Best albums of the year so far

By Trevor Hale, Kyle Stegerwald

2008 is just past the halfway point and there have been hundreds of albums released already. Some have been good, some great and some downright terrible. The Drop is your guide to the albums the Red Pulse staff deems worthy of your hard-earned dollar.

Stephen Malkmus & The Jicks
“Real Emotional Trash”
Matador Records

Pavement’s Stephen Malkmus has been making Pavement records since the band broke up-he has just been using a different set of musicians and a different band name. In that sense, then, Real Emotional Trash is a return to form. Malkmus is as good a songwriter as he ever was, and even the most awkward lines somehow manage to fit in and slide by effortlessly. He’s backed up by a talented band that makes his longer “stoned digressions” a real treat, like the 10 minute title cut and the ballad “Hopscotch Willy.”


Bun B
“II Trill”

UGK is the closest thing southern hip-hop has to an “old school,” and with the recent passing of Pimp C from this hustle to the next, Bun B is left alone to carry on the tradition. And he does it in fine form, inviting what seems like fully half the hip-hop industry along for the ride and weaving his trademark fast and smooth flow across a diverse array of beats from a long list of veteran producers (Pimp C’s beats, though, like those on 2007’s Underground Kingz, would have been better).
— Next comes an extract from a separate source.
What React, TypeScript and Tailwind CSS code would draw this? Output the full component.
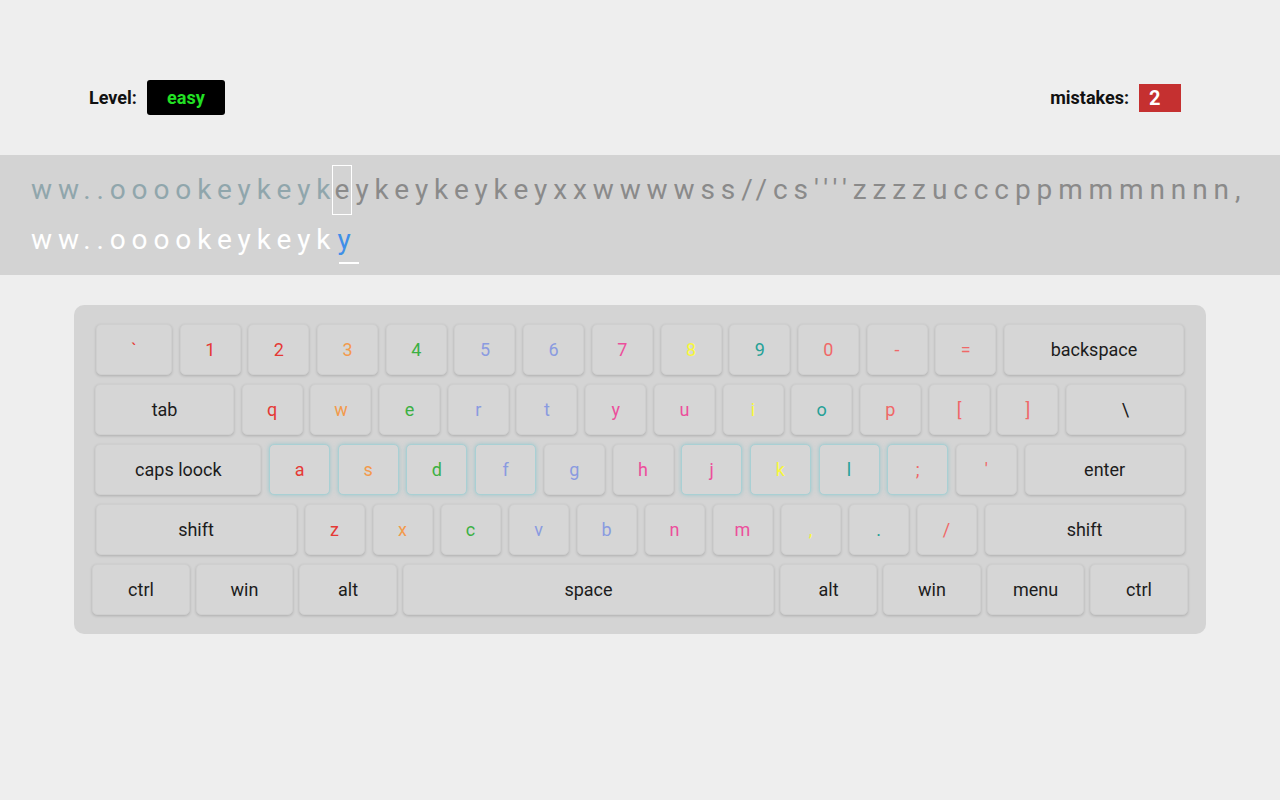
import React from "react";

type K = { l: string; w: number; c?: string; home?: boolean };

const RED = "text-[#e53935]";
const ORA = "text-[#f39a4c]";
const GRN = "text-[#3cb043]";
const BLU = "text-[#8a9be0]";
const PNK = "text-[#ec4f9c]";
const YEL = "text-[#f8f83a]";
const TEA = "text-[#26a197]";
const SAL = "text-[#f06868]";

const rows: { keys: K[]; gap: string }[] = [
  {
    gap: "gap-[7.7px]",
    keys: [
      { l: "`", w: 76, c: RED },
      { l: "1", w: 61, c: RED },
      { l: "2", w: 61, c: RED },
      { l: "3", w: 61, c: ORA },
      { l: "4", w: 61, c: GRN },
      { l: "5", w: 61, c: BLU },
      { l: "6", w: 61, c: BLU },
      { l: "7", w: 61, c: PNK },
      { l: "8", w: 61, c: YEL },
      { l: "9", w: 61, c: TEA },
      { l: "0", w: 61, c: SAL },
      { l: "-", w: 61, c: SAL },
      { l: "=", w: 61, c: SAL },
      { l: "backspace", w: 180 },
    ],
  },
  {
    gap: "gap-[7.7px]",
    keys: [
      { l: "tab", w: 139 },
      { l: "q", w: 61, c: RED },
      { l: "w", w: 61, c: ORA },
      { l: "e", w: 61, c: GRN },
      { l: "r", w: 61, c: BLU },
      { l: "t", w: 61, c: BLU },
      { l: "y", w: 61, c: PNK },
      { l: "u", w: 61, c: PNK },
      { l: "i", w: 61, c: YEL },
      { l: "o", w: 61, c: TEA },
      { l: "p", w: 61, c: SAL },
      { l: "[", w: 61, c: SAL },
      { l: "]", w: 61, c: SAL },
      { l: "\\", w: 119 },
    ],
  },
  {
    gap: "gap-[7.7px]",
    keys: [
      { l: "caps loock", w: 166 },
      { l: "a", w: 61, c: RED, home: true },
      { l: "s", w: 61, c: ORA, home: true },
      { l: "d", w: 61, c: GRN, home: true },
      { l: "f", w: 61, c: BLU, home: true },
      { l: "g", w: 61, c: BLU },
      { l: "h", w: 61, c: PNK },
      { l: "j", w: 61, c: PNK, home: true },
      { l: "k", w: 61, c: YEL, home: true },
      { l: "l", w: 61, c: TEA, home: true },
      { l: ";", w: 61, c: SAL, home: true },
      { l: "'", w: 61, c: SAL },
      { l: "enter", w: 160 },
    ],
  },
  {
    gap: "gap-[8px]",
    keys: [
      { l: "shift", w: 201 },
      { l: "z", w: 60, c: RED },
      { l: "x", w: 60, c: ORA },
      { l: "c", w: 60, c: GRN },
      { l: "v", w: 60, c: BLU },
      { l: "b", w: 60, c: BLU },
      { l: "n", w: 60, c: PNK },
      { l: "m", w: 60, c: PNK },
      { l: ",", w: 60, c: YEL },
      { l: ".", w: 60, c: TEA },
      { l: "/", w: 60, c: SAL },
      { l: "shift", w: 200 },
    ],
  },
  {
    gap: "gap-[6px]",
    keys: [
      { l: "ctrl", w: 98 },
      { l: "win", w: 97 },
      { l: "alt", w: 98 },
      { l: "space", w: 371 },
      { l: "alt", w: 97 },
      { l: "win", w: 98 },
      { l: "menu", w: 97 },
      { l: "ctrl", w: 98 },
    ],
  },
];

function Key({ k }: { k: K }) {
  const base =
    "h-[51px] shrink-0 flex items-center justify-center rounded-[5px] bg-[#d6d6d6] text-[18px] leading-none";
  const look = k.home
    ? "border border-[#a9d0d4] shadow-[0_0_4px_rgba(110,185,195,0.55)]"
    : "border border-[#cfcfcf] shadow-[0_1px_3px_rgba(0,0,0,0.18)]";
  return (
    <div className={`${base} ${look} ${k.c ?? "text-[#1c1c1c]"}`} style={{ width: k.w }}>
      {k.l}
    </div>
  );
}

export default function App() {
  const font = { fontFamily: "Roboto, 'Liberation Sans', sans-serif" };
  return (
    <div className="w-[1280px] h-[800px] bg-[#eeeeee] overflow-hidden" style={font}>
      {/* header */}
      <div className="h-[155px] pt-[80px] flex items-start justify-between pl-[89px] pr-[99px]">
        <div className="h-[35px] flex items-center gap-[10px]">
          <span className="text-[18px] font-bold text-[#111]">Level:</span>
          <span className="w-[78px] h-[35px] bg-black rounded-[3px] flex items-center justify-center text-[18px] font-bold text-[#22e024]">
            easy
          </span>
        </div>
        <div className="h-[35px] flex items-center gap-[10px]">
          <span className="text-[18px] font-bold text-[#111]">mistakes:</span>
          <span className="w-[42px] h-[28px] bg-[#c53030] flex items-center pl-[10px] text-[20px] font-bold text-white">
            2
          </span>
        </div>
      </div>

      {/* text band */}
      <div className="h-[120px] bg-[#d3d3d3] pt-[10px] pl-[31px] text-[28px] tracking-[5.9px] whitespace-nowrap overflow-hidden">
        <div className="h-[50px] leading-[50px] flex">
          <span className="text-[#90a6ac]">ww..ooookeykey</span>
          <span className="text-[#90a6ac] tracking-normal">k</span>
          <span className="text-[#8a8a8a] border border-white h-[50px] leading-[48px] px-[2px] tracking-normal ml-[1px]">e</span>
          <span className="text-[#8a8a8a] ml-[3px]">ykeykeykeyxxwwwwss//cs''''zzzzucccppmmmnnnn,</span>
        </div>
        <div className="h-[50px] leading-[50px] flex">
          <span className="text-white">ww..ooookeykey</span>
          <span className="text-white tracking-normal">k</span>
          <span className="text-[#3f8fe8] relative ml-[7px] tracking-normal">
            y
            <span className="absolute left-[1px] top-[47px] w-[20px] h-[2px] bg-white" />
          </span>
        </div>
      </div>

      {/* keyboard */}
      <div className="mt-[30px] mx-[74px] h-[329px] bg-[#d4d4d4] rounded-[10px] py-[19px] flex flex-col gap-[9px]">
        {rows.map((r, i) => (
          <div key={i} className={`flex justify-center ${r.gap}`}>
            {r.keys.map((k, j) => (
              <Key key={j} k={k} />
            ))}
          </div>
        ))}
      </div>
    </div>
  );
}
There are a few tarnished tracks-letting Lil’ Wayne into “Damn I’m Cold” was probably a mistake-but the album shines just as often, as it does on “Underground Thang,” when Pimp C returns briefly and Chamillionaire, appropriately respectful in the presence of the dead, delivers a fitting tribute in the form of one of the sickest verses on the whole album. It’s not Bun B’s best work, but right now even an uneven Bun B album is better than most of what’s out there.


The Roots
“Rising Down”
Def Jam

The Roots got serious a few albums ago. We’re about a decade removed from the time when they were rhyming their way around songs about grits and riding the subway. But even though politics and harder instruments have crept into The Roots crew’s catalog, it’s never quite gone on the offensive. In Rising Down, though, it’s an assault. The drums are harsher, the electronics are a much larger part of the record and the lyrics are fast and angry and oftentimes sound like they were growled out between furious arguments. What’s more, they are straight-up unapologetic. Midway through the album, after the searing, non-stop “75 Bars,” is “I Will Not Apologize.” It rarely gets clearer than that. The most important part of the record isn’t its invective, though-it’s the fact that this is the legendary Roots crew operating at the absolute peak of their considerable powers.


“Nothing To Prove”
Bridge Nine

H2O came storming back earlier this year with their first new album in nearly a decade, and it was a welcome return for the New York hardcore legends. Nothing to Prove is fast, melodic and chock-full of choruses begging for a stage dive and a mike grab. From the opening track “1995” to the album closer “What Happened?” H2O takes you on the journey through their entire career, and it makes you realize just how much the band was missed in the seven years they’ve been away. Nothing to Prove is designed for multiple continuous plays that make you want to two-step everywhere you go.


The Hold Steady
“Stay Positive”

The Hold Steady has been dubbed “the best bar band in America,” and for the past two years, they’ve been dutifully holding up that reputation. The band’s newest album, Stay Positive, is a bit of a departure from previous efforts in that it feels a little more thought out and a bit more structured. However, that doesn’t mean that frontman Craig Finn has any less fun with his Kerouac-meets-Rollins style lyrics. Between dropping Youth of Today and 7 Seconds references and crediting Joe Strummer as their only decent teacher, The Hold Steady show that they’re more than ready to take on any challengers for the title.


The Gaslight Anthem
“The ’59 Sound”
Side One Dummy

The Gaslight Anthem is one of the most underrated bands in America, but that’s all about to change. These Jersey boys have crafted an album that sounds like something Bruce Springsteen would have written if he grew up listening to The Clash. The Gaslight Anthem’s Tom Waits-influenced style of punk rock comes across as some of the most sincere music that’s been released so far this year. The band defies being lumped into a single genre and the range of music that the members are capable of makes the album that much more appealing. From catchy guitar work and rousing choruses to Brian Fallon’s storyteller-qualtiy lyrics, this is the album to beat in 2008.